Represálias podem aumentar receios das vítimas
O caso é divulgado depois de, no mês passado, a ex-jogadora chinesa de ténis Peng Shuai ter deixado de ser vista em público após acusar um antigo membro do Governo, Zhang Gaoli, de assédio sexual.
A acusação da atleta, que tinha sido exposta online, foi eliminada e, até hoje, continua a ser censurada a discussão pública sobre a mesma. Ativistas dos direitos das mulheres acreditam que estas represálias podem levar menos mulheres a denunciar este tipo de crimes.
“Isto ajuda quem pratica essas ações erradas e piora ainda mais o ambiente nos locais de trabalho. É um ataque direto às próximas mulheres que queiram fazer denúncias”, disse à agência Associated Press a ativista Zhou Xiaoxuan.
A antiga funcionária da Alibaba disse entretanto ao jornal local chinês Dahe Daily que não iria encorajar outras mulheres a falarem sobre os seus casos de assédio, tendo em conta a experiência pela qual passou depois de ela própria o fazer.
À Associated Press garantiu, porém, que iria continuar a sua luta. “Acredito que, se existe pelo menos um caso em que uma pessoa foi despedida por reclamar os seus direitos, então pode haver muitos mais casos e essas vítimas podem ter ainda mais dificuldade em conseguir justiça”, lamentou.
Tribunais chineses com apenas 83 casos de assédio em dois anos
Um estudo recente da universidade norte-americana Yale Law School revelou que, nas bases de dados dos tribunais chineses, constam apenas 83 casos relacionados com queixas de assédio sexual ou violação entre 2018 e 2020.
Desses casos, 77 não partiram de alegadas vítimas de assédio mas sim de empresas ou de alegados abusadores sexuais, que processaram as supostas vítimas. Apenas seis dos casos pertenciam a pessoas que apresentaram queixa de assédio sexual.
Os dados revelam que a maioria das poucas mulheres que denunciaram este tipo de actuações na China durante o movimento #MeToo foi surpreendida com processos de difamação que acabaram por perder em tribunal. Entre elas estão as jornalistas Zou Sicong e He Qian, que em janeiro viram um tribunal determinar que tinham difamado outro colega jornalista.
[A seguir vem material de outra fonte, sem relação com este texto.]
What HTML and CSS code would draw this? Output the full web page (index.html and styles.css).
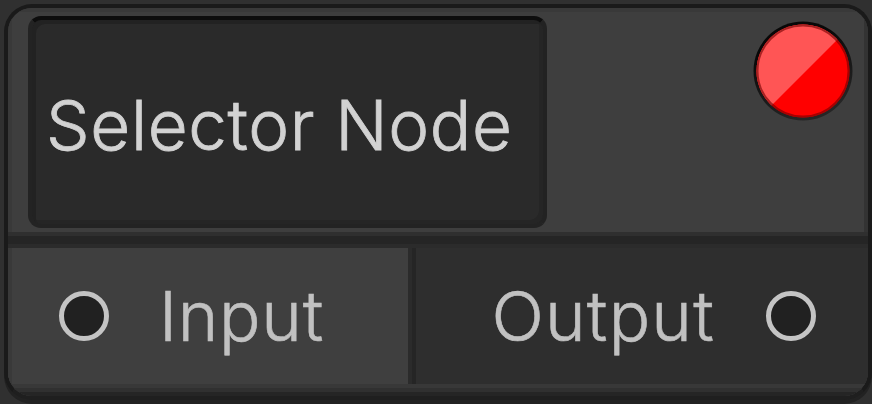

Em 2019, um tribunal determinou que uma jovem mulher deveria emitir um pedido de desculpas formal a Zhou Fei, um responsável da organização ambientalista World Wildlife Fund, por o ter acusado de a beijar à força enquanto trabalhavam juntos.
Ativistas do #MeToo na China têm apelado a alterações na lei chinesa, incluindo a criação de uma definição para “assédio sexual” no Código Civil. Criticam também que a lei não preveja quaisquer castigos para agressores. Neste momento, essas punições estão nas mãos das autoridades locais e dependem do modo como os tribunais interpretam essas leis e regulamentos.
Além disso, muitas empresas excluem dos seus códigos de conduta normas relacionadas com assédio sexual no local de trabalho.
Em março, a cidade chinesa de Shenzhen emitiu um guia inédito elaborado por nove departamentos governamentais, incluindo o Ministério da Educação e o Departamento de Segurança Pública, sobre a prevenção do assédio sexual.